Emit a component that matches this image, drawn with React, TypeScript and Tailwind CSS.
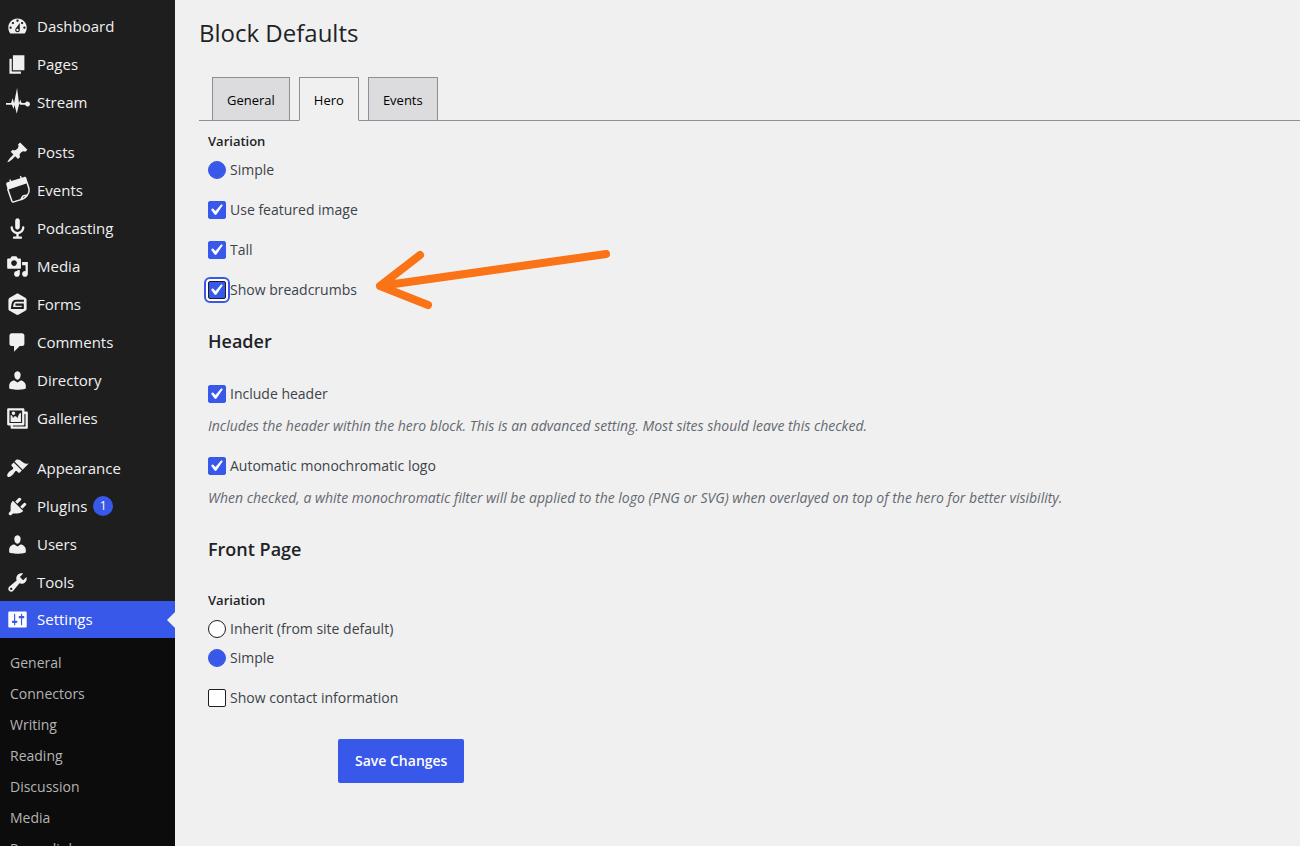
import { useId } from "react";
import clsx from "clsx";

interface MenuItem {
  label: string;
  icon: React.ReactNode;
  badge?: number;
  current?: boolean;
}

const glyph = (d: string) => <path fillRule="evenodd" d={d} />;

const usersGlyph = glyph(
  "M10 9.25c-2.27 0-2.73-3.44-2.73-3.44C7 4.02 7.82 2 9.97 2c2.16 0 2.98 2.02 2.71 3.81 0 0-.41 3.44-2.68 3.44zm0 2.57L12.72 10c2.39 0 4.52 2.33 4.52 4.53v2.49s-3.65 1.13-7.24 1.13c-3.65 0-7.24-1.13-7.24-1.13v-2.49c0-2.25 1.94-4.48 4.47-4.48z"
);

const menuGroups: MenuItem[][] = [
  [
    {
      label: "Dashboard",
      icon: glyph(
        "M3.76 16h12.48c1.1-1.37 1.76-3.11 1.76-5 0-4.42-3.58-8-8-8s-8 3.58-8 8c0 1.89.66 3.63 1.76 5zM10 4c.55 0 1 .45 1 1s-.45 1-1 1-1-.45-1-1 .45-1 1-1zM6 6c.55 0 1 .45 1 1s-.45 1-1 1-1-.45-1-1 .45-1 1-1zm8 0c.55 0 1 .45 1 1s-.45 1-1 1-1-.45-1-1 .45-1 1-1zm-5.37 5.55L12 7v6c0 1.1-.9 2-2 2s-2-.9-2-2c0-.57.24-1.08.63-1.45zM4 10c.55 0 1 .45 1 1s-.45 1-1 1-1-.45-1-1 .45-1 1-1zm12 0c.55 0 1 .45 1 1s-.45 1-1 1-1-.45-1-1 .45-1 1-1zm-5 3c0-.55-.45-1-1-1s-1 .45-1 1 .45 1 1 1 1-.45 1-1z"
      ),
    },
    { label: "Pages", icon: glyph("M6 15V2h10v13H6zm-1 1h8v2H3V5h2v11z") },
    {
      label: "Stream",
      icon: (
        <path d="M0 10.5h4.4l1.4-4.3 1.2 4.4L9.6-2.6l1.7 13.2 1.1-3 1.2 2.9h3a2.2 2.2 0 1 1 0 1.5h-4.2l-.8-1.2-1.2 4.6-1 4.4-2-7.600-.9 3.400-1.300-3.600H0z" />
      ),
    },
  ],
  [
    {
      label: "Posts",
      icon: glyph(
        "M10.44 3.02l1.82-1.82 6.36 6.35-1.83 1.82c-1.05-.68-2.48-.57-3.41.36l-.75.75c-.92.93-1.04 2.35-.35 3.41l-1.83 1.82-2.41-2.41-2.8 2.79c-.42.42-3.38 2.71-3.8 2.29s1.86-3.39 2.28-3.81l2.79-2.79L4.1 9.36l1.83-1.82c1.05.69 2.48.57 3.4-.36l.75-.75c.93-.92 1.05-2.35.36-3.41z"
      ),
    },
    {
      label: "Events",
      icon: (
        <>
          <path d="M.2 4.8C0 3.9.5 3.2 1.3 2.9l2-.7L2.8.6l1-.4.7 1.6 8-2.5-.5-1.8 1.1-.3.6 1.7 2.2-.7c.8-.2 1.5.2 1.8 1L19 3.5 1.6 9.4z" />
          <path
            d="M1.4 8.5L5 19c.3.9 1 1.2 1.8.9l6-1.9c1.3-1.7 1-2.6 2.2-3.3 1-.6 2.4-.2 3.7-.9 1.2-1.400 1.600-3.700 1.300-5.300L18.300 3M12.800 18c2.800-.9 4.800-2 5.900-4.200"
            fill="none"
            stroke="currentColor"
            strokeWidth="1.300"
          />
        </>
      ),
    },
    {
      label: "Podcasting",
      icon: glyph(
        "M12 9V3c0-1.1-.89-2-2-2-1.12 0-2 .94-2 2v6c0 1.1.9 2 2 2 1.13 0 2-.94 2-2zm4 0c0 2.97-2.16 5.43-5 5.91V17h2c.56 0 1 .45 1 1s-.44 1-1 1H7c-.55 0-1-.45-1-1s.45-1 1-1h2v-2.09C6.17 14.43 4 11.97 4 9c0-.55.45-1 1-1 .56 0 1 .45 1 1 0 2.21 1.8 4 4 4 2.21 0 4-1.79 4-4 0-.55.45-1 1-1 .56 0 1 .45 1 1z"
      ),
    },
    {
      label: "Media",
      icon: glyph(
        "M13 11V4c0-.55-.45-1-1-1h-1.67L9 1H5L3.67 3H2c-.55 0-1 .45-1 1v7c0 .55.45 1 1 1h10c.55 0 1-.45 1-1zM7 4.5c1.38 0 2.5 1.12 2.5 2.5S8.38 9.5 7 9.5 4.5 8.38 4.5 7 5.62 4.5 7 4.5zM14 6h5v10.5c0 1.38-1.12 2.5-2.5 2.5S14 17.88 14 16.5s1.12-2.5 2.5-2.5c.17 0 .34.02.5.05V9h-3V6zm-4 8.05V13h2v3.5c0 1.38-1.12 2.5-2.5 2.5S7 17.88 7 16.5 8.12 14 9.5 14c.17 0 .34.02.5.05z"
      ),
    },
    {
      label: "Forms",
      icon: (
        <>
          <path d="M8.9.8c.7-.4 1.5-.4 2.2 0l5.700 3.300c.7.4 1.100 1.100 1.100 1.900v7.600c0 .8-.4 1.500-1.100 1.900l-5.700 3.300c-.7.4-1.500.4-2.200 0l-5.700-3.300c-.7-.4-1.100-1.100-1.100-1.900V6c0-.8.4-1.500 1.100-1.900z" />
          <path d="M15.6 6.8H8.4c-2 0-3 2.6-3.2 6.3h9.4v-3H8.2" fill="none" stroke="#1e1e1e" strokeWidth="1.8" />
        </>
      ),
    },
    {
      label: "Comments",
      icon: glyph("M5 2h9c1.1 0 2 .9 2 2v7c0 1.1-.9 2-2 2h-2l-5 5v-5H5c-1.1 0-2-.9-2-2V4c0-1.1.9-2 2-2z"),
    },
    { label: "Directory", icon: usersGlyph },
    {
      label: "Galleries",
      icon: glyph(
        "M16 4h1.96c.57 0 1.04.47 1.04 1.04v12.92c0 .57-.47 1.04-1.04 1.04H5.04C4.47 19 4 18.53 4 17.96V16H2.04C1.47 16 1 15.53 1 14.96V2.04C1 1.47 1.47 1 2.04 1h12.92c.57 0 1.04.47 1.04 1.04V4zM3 14h11V3H3v11zm5-8.5C8 4.67 7.33 4 6.5 4S5 4.67 5 5.5 5.67 7 6.5 7 8 6.33 8 5.5zm2 4.5s1-5 3-5v8H4V7c2 0 2 3 2 3s.33-2 2-2 2 2 2 2zm7 7V6h-1v8.96c0 .57-.47 1.04-1.04 1.04H6v1h11z"
      ),
    },
  ],
  [
    {
      label: "Appearance",
      icon: glyph(
        "M14.48 11.06L7.41 3.99l1.5-1.5c.5-.56 2.3-.47 3.51.32 1.21.8 1.43 1.28 2.91 2.1 1.18.64 2.45 1.26 4.45.85zm-.71.71L6.7 4.7 4.93 6.47c-.39.39-.39 1.02 0 1.41l1.06 1.06c.39.39.39 1.03 0 1.42-.6.6-1.43 1.11-2.21 1.69-.35.26-.7.53-1.01.84C1.43 14.23.4 16.08 1.4 17.07c.99 1 2.84-.03 4.18-1.36.31-.31.58-.66.85-1.02.57-.78 1.08-1.61 1.69-2.21.39-.39 1.02-.39 1.41 0l1.06 1.06c.39.39 1.02.39 1.41 0z"
      ),
    },
    {
      label: "Plugins",
      badge: 1,
      icon: glyph(
        "M13.11 4.36L9.87 7.6 8 5.73l3.24-3.24c.35-.34 1.05-.2 1.56.32.52.51.66 1.21.31 1.55zm-8 1.77l.91-1.12 9.01 9.01-1.19.84c-.71.71-2.63 1.16-3.82 1.16H6.14L4.9 17.26c-.59.59-1.54.59-2.12 0-.59-.58-.59-1.53 0-2.12l1.24-1.24v-3.88c0-1.13.4-3.19 1.09-3.89zm7.26 3.97l3.24-3.24c.34-.35 1.04-.21 1.55.31.52.51.66 1.21.31 1.55l-3.24 3.25z"
      ),
    },
    { label: "Users", icon: usersGlyph },
    {
      label: "Tools",
      icon: glyph(
        "M16.68 9.77c-1.34 1.34-3.3 1.67-4.95.99l-5.41 6.52c-.99.99-2.59.99-3.58 0s-.99-2.59 0-3.57l6.52-5.42c-.68-1.65-.35-3.61.99-4.95 1.28-1.28 3.12-1.62 4.72-1.06l-2.89 2.89 2.82 2.82 2.86-2.87c.53 1.58.18 3.39-1.08 4.65zM3.81 16.21c.4.39 1.04.39 1.43 0 .4-.4.4-1.04 0-1.43-.39-.4-1.03-.4-1.43 0-.39.39-.39 1.03 0 1.43z"
      ),
    },
    {
      label: "Settings",
      current: true,
      icon: glyph(
        "M18 16V4c0-.55-.45-1-1-1H3c-.55 0-1 .45-1 1v12c0 .55.45 1 1 1h14c.55 0 1-.45 1-1zM8 11h1c.55 0 1 .45 1 1s-.45 1-1 1H8v1.5c0 .28-.22.5-.5.5s-.5-.22-.5-.5V13H6c-.55 0-1-.45-1-1s.45-1 1-1h1V5.5c0-.28.22-.5.5-.5s.5.22.5.5V11zm5-2h-1c-.55 0-1-.45-1-1s.45-1 1-1h1V5.5c0-.28.22-.5.5-.5s.5.22.5.5V7h1c.55 0 1 .45 1 1s-.45 1-1 1h-1v5.5c0 .28-.22.5-.5.5s-.5-.22-.5-.5V9z"
      ),
    },
  ],
];

const settingsPages = [
  "General",
  "Connectors",
  "Writing",
  "Reading",
  "Discussion",
  "Media",
  "Permalinks",
];

const tabs = ["General", "Hero", "Events"];

function Sidebar() {
  return (
    <nav className="w-[175px] shrink-0 bg-[#1e1e1e] pt-[7px]">
      <div className="flex flex-col gap-3">
        {menuGroups.map((group) => (
          <ul key={group[0].label}>
            {group.map((item) => (
              <li key={item.label}>
                <a
                  href="#"
                  className={clsx(
                    "relative flex items-center gap-2 pl-[6px] text-[15px]",
                    item.current ? "h-[37px] bg-[#3858e9] text-white" : "h-[38px] text-[#f0f0f1]"
                  )}
                >
                  <svg viewBox="0 0 20 20" className="size-[23px] overflow-visible" fill="currentColor" aria-hidden="true">
                    {item.icon}
                  </svg>
                  {item.label}
                  {item.badge && (
                    <span className="-ml-[2px] flex size-5 items-center justify-center rounded-full bg-[#3858e9] text-xs text-white">
                      {item.badge}
                    </span>
                  )}
                  {item.current && (
                    <span className="absolute right-0 border-y-8 border-r-8 border-y-transparent border-r-[#f0f0f0]" />
                  )}
                </a>
              </li>
            ))}
          </ul>
        ))}
      </div>
      <ul className="bg-[#0c0c0c] pt-[9px] pb-3">
        {settingsPages.map((page) => (
          <li key={page}>
            <a href="#" className="flex h-[31px] items-center pl-[10px] text-sm text-[#b4b4b4]">
              {page}
            </a>
          </li>
        ))}
      </ul>
    </nav>
  );
}

interface CheckboxFieldProps {
  label: string;
  checked?: boolean;
  focused?: boolean;
}

function CheckboxField({ label, checked, focused }: CheckboxFieldProps) {
  const id = useId();

  return (
    <div className="flex h-5 items-center gap-1">
      <span className="grid size-[18px] place-items-center">
        <input
          id={id}
          type="checkbox"
          defaultChecked={checked}
          autoFocus={focused}
          className="peer col-start-1 row-start-1 size-[18px] appearance-none rounded-xs border border-[#1e1e1e] bg-white checked:border-[#3858e9] checked:bg-[#3858e9] focus:border-[#1e1e1e] focus:ring-2 focus:ring-white focus:outline-2 focus:outline-offset-2 focus:outline-[#3858e9]"
        />
        <svg
          viewBox="3 2 16 16"
          className="pointer-events-none invisible col-start-1 row-start-1 size-[18px] peer-checked:visible"
          fill="white"
          aria-hidden="true"
        >
          <path d="M14.83 4.89l1.34.94-5.81 8.38H9.02L5.78 9.67l1.34-1.25 2.57 2.4z" />
        </svg>
      </span>
      <label htmlFor={id}>{label}</label>
    </div>
  );
}

function RadioField({ label, name, checked }: { label: string; name: string; checked?: boolean }) {
  const id = useId();

  return (
    <div className="flex h-5 items-center gap-1">
      <input
        id={id}
        type="radio"
        name={name}
        defaultChecked={checked}
        className="size-[18px] appearance-none rounded-full border border-[#1e1e1e] bg-white checked:border-[#3858e9] checked:bg-[#3858e9]"
      />
      <label htmlFor={id}>{label}</label>
    </div>
  );
}

function Arrow() {
  return (
    <svg
      viewBox="0 0 240 60"
      className="pointer-events-none absolute bottom-[-10px] left-[167px] h-[60px] w-[240px]"
      fill="none"
      stroke="#fb7317"
      strokeWidth="8"
      strokeLinecap="round"
      strokeLinejoin="round"
      aria-hidden="true"
    >
      <path d="M231 4L5 36M45 5L5 36l48 19" />
    </svg>
  );
}

export default function App() {
  return (
    <div className="flex h-screen overflow-hidden bg-[#f0f0f0] font-['Open_Sans','Noto_Sans',sans-serif]">
      <Sidebar />
      <main className="min-w-0 flex-1 pl-6">
        <h1 className="pt-[17px] text-2xl leading-8 text-[#1d2327]">Block Defaults</h1>

        <nav className="mt-7 flex gap-[9px] border-b border-[#8c8f94] pl-[13px]">
          {tabs.map((tab) => (
            <a
              key={tab}
              href="#"
              className={clsx(
                "-mb-px flex h-11 items-center border border-[#8c8f94] px-[14px] pt-[3px] text-[13px] text-black",
                tab === "Hero" ? "border-b-[#f0f0f0] bg-[#f0f0f0]" : "bg-[#dcdcde]"
              )}
            >
              {tab}
            </a>
          ))}
        </nav>

        <form className="pt-[10px] pl-[9px] text-sm leading-5 text-[#3c434a]">
          <fieldset className="flex flex-col gap-[9px]">
            <legend className="mb-[9px] text-[13px] leading-5 font-semibold text-[#1d2327]">Variation</legend>
            <RadioField name="variation" label="Simple" checked />
          </fieldset>
          <div className="relative mt-5 flex flex-col gap-5">
            <CheckboxField label="Use featured image" checked />
            <CheckboxField label="Tall" checked />
            <CheckboxField label="Show breadcrumbs" checked focused />
            <Arrow />
          </div>

          <h2 className="mt-[29px] mb-[31px] text-lg leading-6 font-semibold text-[#1d2327]">Header</h2>
          <CheckboxField label="Include header" checked />
          <p className="mt-3 text-[#646970] italic">
            Includes the header within the hero block. This is an advanced setting. Most sites should leave this checked.
          </p>
          <div className="mt-5">
            <CheckboxField label="Automatic monochromatic logo" checked />
          </div>
          <p className="mt-3 text-[#646970] italic">
            When checked, a white monochromatic filter will be applied to the logo (PNG or SVG) when overlayed on top of
            the hero for better visibility.
          </p>

          <h2 className="mt-[29px] mb-[29px] text-lg leading-6 font-semibold text-[#1d2327]">Front Page</h2>
          <fieldset className="flex flex-col gap-[9px]">
            <legend className="mb-[9px] text-[13px] leading-5 font-semibold text-[#1d2327]">Variation</legend>
            <RadioField name="front-variation" label="Inherit (from site default)" />
            <RadioField name="front-variation" label="Simple" checked />
          </fieldset>
          <div className="mt-5">
            <CheckboxField label="Show contact information" />
          </div>

          <button
            type="submit"
            className="mt-[31px] ml-[130px] h-11 rounded-xs bg-[#3858e9] px-[17px] font-semibold text-white"
          >
            Save Changes
          </button>
        </form>
      </main>
    </div>
  );
}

════════

_STATED EXERCISE_
Starting with the first line of the data above and ending with the line containing "const glyph = (d: string)", please restate every line exactly, leaving images out.

_EXPECTED OUTPUT_
Emit a component that matches this image, drawn with React, TypeScript and Tailwind CSS.
import { useId } from "react";
import clsx from "clsx";

interface MenuItem {
  label: string;
  icon: React.ReactNode;
  badge?: number;
  current?: boolean;
}

const glyph = (d: string) => <path fillRule="evenodd" d={d} />;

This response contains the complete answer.